Information supplied:
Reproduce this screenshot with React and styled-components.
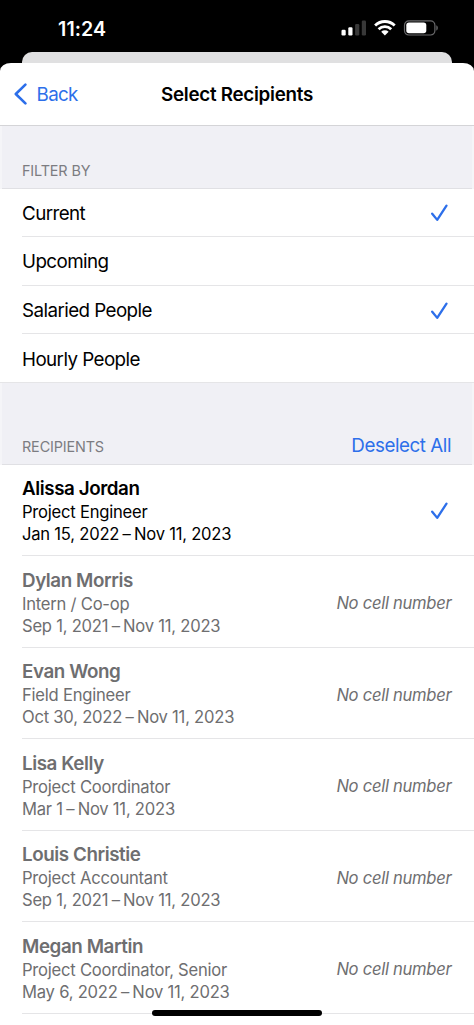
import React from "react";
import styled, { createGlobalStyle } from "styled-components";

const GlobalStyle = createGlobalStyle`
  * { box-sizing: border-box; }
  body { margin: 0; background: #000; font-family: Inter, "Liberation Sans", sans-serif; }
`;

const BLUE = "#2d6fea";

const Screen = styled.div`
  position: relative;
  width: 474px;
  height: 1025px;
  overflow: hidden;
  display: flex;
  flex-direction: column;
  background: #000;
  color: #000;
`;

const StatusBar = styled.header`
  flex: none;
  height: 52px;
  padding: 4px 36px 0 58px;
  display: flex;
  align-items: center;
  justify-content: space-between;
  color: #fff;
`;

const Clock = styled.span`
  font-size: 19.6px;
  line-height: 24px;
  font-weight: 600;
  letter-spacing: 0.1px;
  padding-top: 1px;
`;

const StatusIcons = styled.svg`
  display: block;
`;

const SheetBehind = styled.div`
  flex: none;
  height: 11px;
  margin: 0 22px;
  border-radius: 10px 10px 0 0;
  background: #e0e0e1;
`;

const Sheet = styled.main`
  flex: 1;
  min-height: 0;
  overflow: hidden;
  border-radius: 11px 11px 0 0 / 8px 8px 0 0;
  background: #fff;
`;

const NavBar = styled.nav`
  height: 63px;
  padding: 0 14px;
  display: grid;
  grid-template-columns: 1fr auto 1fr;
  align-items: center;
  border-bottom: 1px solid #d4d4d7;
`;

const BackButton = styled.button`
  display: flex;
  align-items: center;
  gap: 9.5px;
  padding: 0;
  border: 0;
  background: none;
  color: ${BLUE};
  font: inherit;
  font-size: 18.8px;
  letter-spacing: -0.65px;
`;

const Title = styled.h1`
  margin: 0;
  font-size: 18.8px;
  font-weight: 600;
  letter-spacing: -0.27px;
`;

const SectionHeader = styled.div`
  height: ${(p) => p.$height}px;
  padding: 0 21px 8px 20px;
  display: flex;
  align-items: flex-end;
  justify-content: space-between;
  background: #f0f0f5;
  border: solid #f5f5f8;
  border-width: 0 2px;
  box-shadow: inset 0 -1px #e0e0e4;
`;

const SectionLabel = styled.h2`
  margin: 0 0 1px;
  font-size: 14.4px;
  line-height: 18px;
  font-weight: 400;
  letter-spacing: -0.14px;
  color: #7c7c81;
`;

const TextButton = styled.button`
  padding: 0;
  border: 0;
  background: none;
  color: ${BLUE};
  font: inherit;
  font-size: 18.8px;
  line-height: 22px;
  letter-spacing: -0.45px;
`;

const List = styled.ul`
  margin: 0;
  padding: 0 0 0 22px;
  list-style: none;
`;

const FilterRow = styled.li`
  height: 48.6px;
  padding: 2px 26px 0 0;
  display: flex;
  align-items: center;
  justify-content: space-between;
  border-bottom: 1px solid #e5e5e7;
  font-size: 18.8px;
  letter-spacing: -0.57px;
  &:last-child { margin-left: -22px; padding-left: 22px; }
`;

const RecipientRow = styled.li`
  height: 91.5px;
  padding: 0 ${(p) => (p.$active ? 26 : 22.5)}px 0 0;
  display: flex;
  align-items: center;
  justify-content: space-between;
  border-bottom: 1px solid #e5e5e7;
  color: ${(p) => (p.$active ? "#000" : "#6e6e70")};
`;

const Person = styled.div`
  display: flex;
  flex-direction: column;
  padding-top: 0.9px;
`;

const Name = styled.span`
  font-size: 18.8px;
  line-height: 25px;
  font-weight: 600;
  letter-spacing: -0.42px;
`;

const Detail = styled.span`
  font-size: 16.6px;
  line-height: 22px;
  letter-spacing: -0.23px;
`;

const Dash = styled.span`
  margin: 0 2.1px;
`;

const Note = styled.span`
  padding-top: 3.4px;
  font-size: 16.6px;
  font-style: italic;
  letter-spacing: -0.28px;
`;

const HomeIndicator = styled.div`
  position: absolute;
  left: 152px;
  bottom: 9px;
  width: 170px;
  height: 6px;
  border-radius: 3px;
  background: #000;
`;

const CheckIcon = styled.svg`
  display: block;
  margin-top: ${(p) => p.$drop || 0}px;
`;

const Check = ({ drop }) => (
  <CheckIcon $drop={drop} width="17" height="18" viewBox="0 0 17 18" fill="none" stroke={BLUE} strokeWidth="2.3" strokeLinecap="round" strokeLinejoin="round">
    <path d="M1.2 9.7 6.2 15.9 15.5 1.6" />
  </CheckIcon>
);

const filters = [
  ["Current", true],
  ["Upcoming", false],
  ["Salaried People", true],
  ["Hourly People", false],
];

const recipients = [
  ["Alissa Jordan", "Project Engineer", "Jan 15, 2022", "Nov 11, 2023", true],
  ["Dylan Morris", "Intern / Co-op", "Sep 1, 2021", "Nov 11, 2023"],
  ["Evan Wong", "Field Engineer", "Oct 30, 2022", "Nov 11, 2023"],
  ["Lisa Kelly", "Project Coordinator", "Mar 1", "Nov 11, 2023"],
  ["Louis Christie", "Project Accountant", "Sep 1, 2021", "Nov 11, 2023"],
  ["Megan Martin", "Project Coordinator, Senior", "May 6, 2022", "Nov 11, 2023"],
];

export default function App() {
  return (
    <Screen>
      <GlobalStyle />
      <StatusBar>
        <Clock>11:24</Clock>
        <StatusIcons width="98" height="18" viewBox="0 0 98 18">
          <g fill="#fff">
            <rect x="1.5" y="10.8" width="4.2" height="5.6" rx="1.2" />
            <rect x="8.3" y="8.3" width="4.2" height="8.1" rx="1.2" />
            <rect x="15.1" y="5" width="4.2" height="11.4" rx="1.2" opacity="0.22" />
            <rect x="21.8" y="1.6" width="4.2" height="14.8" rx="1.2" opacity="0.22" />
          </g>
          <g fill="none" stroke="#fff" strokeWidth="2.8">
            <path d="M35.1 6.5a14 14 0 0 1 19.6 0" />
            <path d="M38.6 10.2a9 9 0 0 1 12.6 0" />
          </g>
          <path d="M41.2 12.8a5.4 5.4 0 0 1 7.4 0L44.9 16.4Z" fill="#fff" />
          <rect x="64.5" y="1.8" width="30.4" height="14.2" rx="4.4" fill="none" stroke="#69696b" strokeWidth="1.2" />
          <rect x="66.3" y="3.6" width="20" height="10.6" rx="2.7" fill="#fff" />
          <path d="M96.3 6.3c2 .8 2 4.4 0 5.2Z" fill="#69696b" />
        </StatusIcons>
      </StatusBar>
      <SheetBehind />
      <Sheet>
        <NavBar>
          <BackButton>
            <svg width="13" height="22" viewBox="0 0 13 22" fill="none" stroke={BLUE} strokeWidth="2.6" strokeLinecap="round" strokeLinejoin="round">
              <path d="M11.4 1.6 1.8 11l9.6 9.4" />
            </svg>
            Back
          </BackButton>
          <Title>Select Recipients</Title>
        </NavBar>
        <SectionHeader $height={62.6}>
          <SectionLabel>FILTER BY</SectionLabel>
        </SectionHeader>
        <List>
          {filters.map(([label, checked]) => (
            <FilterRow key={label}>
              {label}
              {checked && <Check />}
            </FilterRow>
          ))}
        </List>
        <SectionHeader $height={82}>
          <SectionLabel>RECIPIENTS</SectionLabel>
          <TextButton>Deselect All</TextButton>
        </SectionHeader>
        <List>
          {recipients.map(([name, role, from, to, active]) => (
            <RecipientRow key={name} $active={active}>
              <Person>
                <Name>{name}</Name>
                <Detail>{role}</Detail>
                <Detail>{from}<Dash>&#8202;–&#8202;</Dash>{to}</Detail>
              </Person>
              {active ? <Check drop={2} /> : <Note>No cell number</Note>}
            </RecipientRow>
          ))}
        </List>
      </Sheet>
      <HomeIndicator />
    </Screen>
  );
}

Task instructions:
Every line above should be returned word for word, with the pictures left behind.

Result of this task:
Reproduce this screenshot with React and styled-components.
import React from "react";
import styled, { createGlobalStyle } from "styled-components";

const GlobalStyle = createGlobalStyle`
  * { box-sizing: border-box; }
  body { margin: 0; background: #000; font-family: Inter, "Liberation Sans", sans-serif; }
`;

const BLUE = "#2d6fea";

const Screen = styled.div`
  position: relative;
  width: 474px;
  height: 1025px;
  overflow: hidden;
  display: flex;
  flex-direction: column;
  background: #000;
  color: #000;
`;

const StatusBar = styled.header`
  flex: none;
  height: 52px;
  padding: 4px 36px 0 58px;
  display: flex;
  align-items: center;
  justify-content: space-between;
  color: #fff;
`;

const Clock = styled.span`
  font-size: 19.6px;
  line-height: 24px;
  font-weight: 600;
  letter-spacing: 0.1px;
  padding-top: 1px;
`;

const StatusIcons = styled.svg`
  display: block;
`;

const SheetBehind = styled.div`
  flex: none;
  height: 11px;
  margin: 0 22px;
  border-radius: 10px 10px 0 0;
  background: #e0e0e1;
`;

const Sheet = styled.main`
  flex: 1;
  min-height: 0;
  overflow: hidden;
  border-radius: 11px 11px 0 0 / 8px 8px 0 0;
  background: #fff;
`;

const NavBar = styled.nav`
  height: 63px;
  padding: 0 14px;
  display: grid;
  grid-template-columns: 1fr auto 1fr;
  align-items: center;
  border-bottom: 1px solid #d4d4d7;
`;

const BackButton = styled.button`
  display: flex;
  align-items: center;
  gap: 9.5px;
  padding: 0;
  border: 0;
  background: none;
  color: ${BLUE};
  font: inherit;
  font-size: 18.8px;
  letter-spacing: -0.65px;
`;

const Title = styled.h1`
  margin: 0;
  font-size: 18.8px;
  font-weight: 600;
  letter-spacing: -0.27px;
`;

const SectionHeader = styled.div`
  height: ${(p) => p.$height}px;
  padding: 0 21px 8px 20px;
  display: flex;
  align-items: flex-end;
  justify-content: space-between;
  background: #f0f0f5;
  border: solid #f5f5f8;
  border-width: 0 2px;
  box-shadow: inset 0 -1px #e0e0e4;
`;

const SectionLabel = styled.h2`
  margin: 0 0 1px;
  font-size: 14.4px;
  line-height: 18px;
  font-weight: 400;
  letter-spacing: -0.14px;
  color: #7c7c81;
`;

const TextButton = styled.button`
  padding: 0;
  border: 0;
  background: none;
  color: ${BLUE};
  font: inherit;
  font-size: 18.8px;
  line-height: 22px;
  letter-spacing: -0.45px;
`;

const List = styled.ul`
  margin: 0;
  padding: 0 0 0 22px;
  list-style: none;
`;

const FilterRow = styled.li`
  height: 48.6px;
  padding: 2px 26px 0 0;
  display: flex;
  align-items: center;
  justify-content: space-between;
  border-bottom: 1px solid #e5e5e7;
  font-size: 18.8px;
  letter-spacing: -0.57px;
  &:last-child { margin-left: -22px; padding-left: 22px; }
`;

const RecipientRow = styled.li`
  height: 91.5px;
  padding: 0 ${(p) => (p.$active ? 26 : 22.5)}px 0 0;
  display: flex;
  align-items: center;
  justify-content: space-between;
  border-bottom: 1px solid #e5e5e7;
  color: ${(p) => (p.$active ? "#000" : "#6e6e70")};
`;

const Person = styled.div`
  display: flex;
  flex-direction: column;
  padding-top: 0.9px;
`;

const Name = styled.span`
  font-size: 18.8px;
  line-height: 25px;
  font-weight: 600;
  letter-spacing: -0.42px;
`;

const Detail = styled.span`
  font-size: 16.6px;
  line-height: 22px;
  letter-spacing: -0.23px;
`;

const Dash = styled.span`
  margin: 0 2.1px;
`;

const Note = styled.span`
  padding-top: 3.4px;
  font-size: 16.6px;
  font-style: italic;
  letter-spacing: -0.28px;
`;

const HomeIndicator = styled.div`
  position: absolute;
  left: 152px;
  bottom: 9px;
  width: 170px;
  height: 6px;
  border-radius: 3px;
  background: #000;
`;

const CheckIcon = styled.svg`
  display: block;
  margin-top: ${(p) => p.$drop || 0}px;
`;

const Check = ({ drop }) => (
  <CheckIcon $drop={drop} width="17" height="18" viewBox="0 0 17 18" fill="none" stroke={BLUE} strokeWidth="2.3" strokeLinecap="round" strokeLinejoin="round">
    <path d="M1.2 9.7 6.2 15.9 15.5 1.6" />
  </CheckIcon>
);

const filters = [
  ["Current", true],
  ["Upcoming", false],
  ["Salaried People", true],
  ["Hourly People", false],
];

const recipients = [
  ["Alissa Jordan", "Project Engineer", "Jan 15, 2022", "Nov 11, 2023", true],
  ["Dylan Morris", "Intern / Co-op", "Sep 1, 2021", "Nov 11, 2023"],
  ["Evan Wong", "Field Engineer", "Oct 30, 2022", "Nov 11, 2023"],
  ["Lisa Kelly", "Project Coordinator", "Mar 1", "Nov 11, 2023"],
  ["Louis Christie", "Project Accountant", "Sep 1, 2021", "Nov 11, 2023"],
  ["Megan Martin", "Project Coordinator, Senior", "May 6, 2022", "Nov 11, 2023"],
];

export default function App() {
  return (
    <Screen>
      <GlobalStyle />
      <StatusBar>
        <Clock>11:24</Clock>
        <StatusIcons width="98" height="18" viewBox="0 0 98 18">
          <g fill="#fff">
            <rect x="1.5" y="10.8" width="4.2" height="5.6" rx="1.2" />
            <rect x="8.3" y="8.3" width="4.2" height="8.1" rx="1.2" />
            <rect x="15.1" y="5" width="4.2" height="11.4" rx="1.2" opacity="0.22" />
            <rect x="21.8" y="1.6" width="4.2" height="14.8" rx="1.2" opacity="0.22" />
          </g>
          <g fill="none" stroke="#fff" strokeWidth="2.8">
            <path d="M35.1 6.5a14 14 0 0 1 19.6 0" />
            <path d="M38.6 10.2a9 9 0 0 1 12.6 0" />
          </g>
          <path d="M41.2 12.8a5.4 5.4 0 0 1 7.4 0L44.9 16.4Z" fill="#fff" />
          <rect x="64.5" y="1.8" width="30.4" height="14.2" rx="4.4" fill="none" stroke="#69696b" strokeWidth="1.2" />
          <rect x="66.3" y="3.6" width="20" height="10.6" rx="2.7" fill="#fff" />
          <path d="M96.3 6.3c2 .8 2 4.4 0 5.2Z" fill="#69696b" />
        </StatusIcons>
      </StatusBar>
      <SheetBehind />
      <Sheet>
        <NavBar>
          <BackButton>
            <svg width="13" height="22" viewBox="0 0 13 22" fill="none" stroke={BLUE} strokeWidth="2.6" strokeLinecap="round" strokeLinejoin="round">
              <path d="M11.4 1.6 1.8 11l9.6 9.4" />
            </svg>
            Back
          </BackButton>
          <Title>Select Recipients</Title>
        </NavBar>
        <SectionHeader $height={62.6}>
          <SectionLabel>FILTER BY</SectionLabel>
        </SectionHeader>
        <List>
          {filters.map(([label, checked]) => (
            <FilterRow key={label}>
              {label}
              {checked && <Check />}
            </FilterRow>
          ))}
        </List>
        <SectionHeader $height={82}>
          <SectionLabel>RECIPIENTS</SectionLabel>
          <TextButton>Deselect All</TextButton>
        </SectionHeader>
        <List>
          {recipients.map(([name, role, from, to, active]) => (
            <RecipientRow key={name} $active={active}>
              <Person>
                <Name>{name}</Name>
                <Detail>{role}</Detail>
                <Detail>{from}<Dash>&#8202;–&#8202;</Dash>{to}</Detail>
              </Person>
              {active ? <Check drop={2} /> : <Note>No cell number</Note>}
            </RecipientRow>
          ))}
        </List>
      </Sheet>
      <HomeIndicator />
    </Screen>
  );
}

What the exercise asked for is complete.